= Hyperpolarizability =

The hyperpolarizability, a nonlinear-optical property of a molecule, is the second order electric susceptibility per unit volume. The hyperpolarizability can be calculated using quantum chemical calculations developed in several software packages. See nonlinear optics.

==Definition and higher orders==
The linear electric polarizability $\alpha$ in isotropic media is defined as the ratio of the induced dipole moment $\mathbf{p}$ of an atom to the electric field $\mathbf{E}$ that produces this dipole moment.

Therefore, the dipole moment is:
$$\mathbf{p}=\alpha \mathbf{E}$$

In an isotropic medium $\mathbf{p}$ is in the same direction as $\mathbf{E}$, i.e. $\alpha$ is a scalar. In an anisotropic medium $\mathbf{p}$ and $\mathbf{E}$ can be in different directions and the polarisability is now a tensor.

The total density of induced polarization is the product of the number density of molecules multiplied by the dipole moment of each molecule, i.e.:

$$\mathbf{P} = \rho \mathbf{p} = \rho \alpha \mathbf{E} = \varepsilon_0 \chi \mathbf{E},$$

where $\rho$ is the concentration, $\varepsilon_0$ is the vacuum permittivity, and $\chi$ is the electric susceptibility.

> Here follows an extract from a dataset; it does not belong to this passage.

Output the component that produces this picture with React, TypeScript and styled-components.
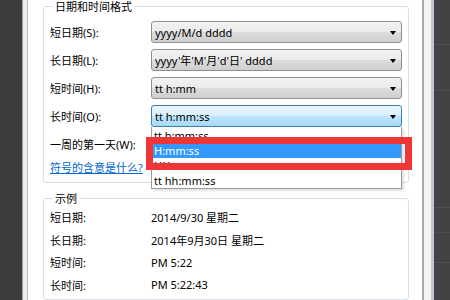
import React from 'react';
import styled, { createGlobalStyle } from 'styled-components';

const GlobalStyle = createGlobalStyle`
  html, body {
    margin: 0;
    padding: 0;
    width: 450px;
    height: 300px;
    overflow: hidden;
    background: #3b3b3b;
  }
  body {
    font-family: "Noto Sans", "Noto Sans CJK SC", sans-serif;
    font-size: 11px;
    color: #000;
  }
`;

type ComboProps = { value: string; focused?: boolean };

const formatRows: { label: string; value: string }[] = [
    { label: '短日期(S):', value: 'yyyy/M/d dddd' },
    { label: '长日期(L):', value: "yyyy'年'M'月'd'日' dddd" },
    { label: '短时间(H):', value: 'tt h:mm' },
];

const listItems = ['tt h:mm:ss', 'H:mm:ss', 'HH:mm:ss', 'tt hh:mm:ss'];

const samples: { label: string; value: string }[] = [
    { label: '短日期:', value: '2014/9/30 星期二' },
    { label: '长日期:', value: '2014年9月30日 星期二' },
    { label: '短时间:', value: 'PM 5:22' },
    { label: '长时间:', value: 'PM 5:22:43' },
];

const Combo = ({ value, focused }: ComboProps) => (
    <ComboBox $focused={focused}>
        <span>{value}</span>
        <Arrow />
    </ComboBox>
);

const App = () => {
    return (
        <>
            <GlobalStyle />
            <Screen>
                <DarkLeft />
                <FrameLeft />
                <Content>
                    <Group>
                        <Legend>日期和时间格式</Legend>
                        <FormGrid>
                            {formatRows.map((r) => (
                                <React.Fragment key={r.label}>
                                    <Label>{r.label}</Label>
                                    <Combo value={r.value} />
                                </React.Fragment>
                            ))}
                            <Label>长时间(O):</Label>
                            <ComboWrap>
                                <Combo value="tt h:mm:ss" focused />
                                <DropList>
                                    {listItems.map((item, i) => (
                                        <ListItem key={item} $selected={i === 1}>{item}</ListItem>
                                    ))}
                                    <Highlight />
                                </DropList>
                            </ComboWrap>
                            <Label>一周的第一天(W):</Label>
                            <Combo value="星期一" />
                        </FormGrid>
                        <HelpLink>符号的含意是什么?</HelpLink>
                    </Group>
                    <SampleGroup>
                        <Legend>示例</Legend>
                        <SampleGrid>
                            {samples.map((s) => (
                                <React.Fragment key={s.label}>
                                    <Label>{s.label}</Label>
                                    <span>{s.value}</span>
                                </React.Fragment>
                            ))}
                        </SampleGrid>
                    </SampleGroup>
                </Content>
                <FrameRight />
                <DarkRight />
            </Screen>
        </>
    );
};
export default App;

const Screen = styled.div`
  display: flex;
  width: 450px;
  height: 300px;
`;

const DarkLeft = styled.div`
  width: 22px;
  background: #3c3c3c;
`;

const FrameLeft = styled.div`
  width: 4px;
  background: #ededed;
  border-left: 1px solid #9d9d9d;
  border-right: 1px solid #b9b9b9;
`;

const FrameRight = styled.div`
  width: 7px;
  background: #f3f3f3;
  border-left: 2px solid #a9a9a9;
  border-right: 3px solid #cbbdd4;
`;

const DarkRight = styled.div`
  flex: 1;
  background:
    linear-gradient(#505050, #505050) 0 44px / 100% 1px no-repeat,
    linear-gradient(#4f4f4f, #4f4f4f) 0 90px / 100% 1px no-repeat,
    linear-gradient(#515151, #515151) 0 207px / 100% 1px no-repeat,
    linear-gradient(#4e4e4e, #4e4e4e) 0 232px / 100% 1px no-repeat,
    linear-gradient(#505050, #505050) 0 262px / 100% 1px no-repeat,
    #434343;
`;

const Content = styled.div`
  width: 394px;
  background: #fff;
  padding: 0 13px 0 15px;
  box-sizing: border-box;
`;

const Group = styled.fieldset`
  margin: 0;
  padding: 8px 6px 8px 6px;
  border: 1px solid #d5dfe5;
  border-radius: 3px;
  min-width: 0;
`;

const SampleGroup = styled(Group)`
  margin-top: 9px;
  padding: 1px 6px 3px 6px;
`;

const Legend = styled.legend`
  padding: 0 2px;
  margin-left: 3px;
  line-height: 13px;
  font-size: 11px;
`;

const FormGrid = styled.div`
  display: grid;
  grid-template-columns: 101px 1fr;
  grid-auto-rows: 22px;
  row-gap: 6px;
  align-items: center;
`;

const SampleGrid = styled.div`
  display: grid;
  grid-template-columns: 101px 1fr;
  grid-auto-rows: 22.5px;
  align-items: center;
  white-space: nowrap;
`;

const Label = styled.span`
  white-space: nowrap;
`;

const ComboWrap = styled.div`
  position: relative;
  height: 22px;
`;

const ComboBox = styled.div<{ $focused?: boolean }>`
  height: 22px;
  box-sizing: border-box;
  display: flex;
  align-items: center;
  justify-content: space-between;
  padding: 0 5px 0 3px;
  border: 1px solid ${(p) => (p.$focused ? '#3c7fb1' : '#8e8f8f')};
  border-radius: 3px;
  white-space: nowrap;
  background: ${(p) =>
    p.$focused
        ? 'linear-gradient(#eaf6fd 0%, #d9f0fc 48%, #bee6fd 50%, #a7d9f5 100%)'
        : 'linear-gradient(#f2f2f2 0%, #ebebeb 48%, #dddddd 50%, #cfcfcf 100%)'};
`;

const Arrow = styled.i`
  width: 0;
  height: 0;
  border-left: 3.5px solid transparent;
  border-right: 3.5px solid transparent;
  border-top: 4px solid #000;
  margin-top: 1px;
`;

const DropList = styled.div`
  position: absolute;
  top: 22px;
  left: 0;
  right: 0;
  z-index: 2;
  background: #fff;
  border: 1px solid #9c9c9c;
  border-top: none;
  padding-top: 1px;
  box-shadow: 2px 2px 2px rgba(0, 0, 0, 0.12);
`;

const ListItem = styled.div<{ $selected?: boolean }>`
  height: 15px;
  line-height: 15px;
  padding-left: 2px;
  white-space: nowrap;
  background: ${(p) => (p.$selected ? '#3399ff' : 'transparent')};
  color: ${(p) => (p.$selected ? '#fff' : '#000')};
`;

const Highlight = styled.div`
  position: absolute;
  left: -6px;
  top: 10px;
  width: 266px;
  height: 33px;
  box-sizing: border-box;
  border: 7px solid #ef3535;
`;

const HelpLink = styled.a`
  display: block;
  margin-top: 6px;
  height: 13px;
  line-height: 13px;
  color: #0066cc;
  text-decoration: underline;
  cursor: pointer;
  width: max-content;
`;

In a nonlinear optical medium, the polarization density is written as a series expansion in powers of the applied electric field, and the coefficients are termed the non-linear susceptibility:

$$\mathbf{P}(t) = \varepsilon_0 \left( \chi^{(1)} \mathbf{E}(t) + \chi^{(2)} \mathbf{E}^2(t) + \chi^{(3)} \mathbf{E}^3(t) + \ldots \right),$$

where the coefficients χ^{(n)} are the n-th-order susceptibilities of the medium, and the presence of such a term is generally referred to as an n-th-order nonlinearity. In isotropic media $\chi^{(n)}$ is zero for even n, and is a scalar for odd n. In general, χ^{(n)} is an (n + 1)-th-rank tensor. It is natural to perform the same expansion for the non-linear molecular dipole moment:

$$\mathbf{p}(t) = \alpha^{(1)} \mathbf{E}(t) + \alpha^{(2)} \mathbf{E}^2(t) + \alpha^{(3)} \mathbf{E}^3(t) + \cdots ,$$

i.e. the n-th-order susceptibility for an ensemble of molecules is simply related to the n-th-order hyperpolarizability for a single molecule by:

$$\alpha^{(n)} = \frac{\varepsilon_0}{\rho} \chi^{(n)} .$$

With this definition $\alpha^{(1)}$ is equal to $\alpha$ defined above for the linear polarizability. Often $\alpha^{(2)}$ is given the symbol $\beta$ and $\alpha^{(3)}$ is given the symbol $\gamma$. However, care is needed because some authors take out the factor $\varepsilon_0$ from $\alpha^{(n)}$, so that $\mathbf{p} = \varepsilon_0 \sum_n \alpha^{(n)} \mathbf{E}^n$ and hence $\alpha^{(n)}=\chi^{(n)}/\rho$, which is convenient because then the (hyper-)polarizability may be accurately called the (nonlinear-)susceptibility per molecule, but at the same time inconvenient because of the inconsistency with the usual linear polarisability definition above.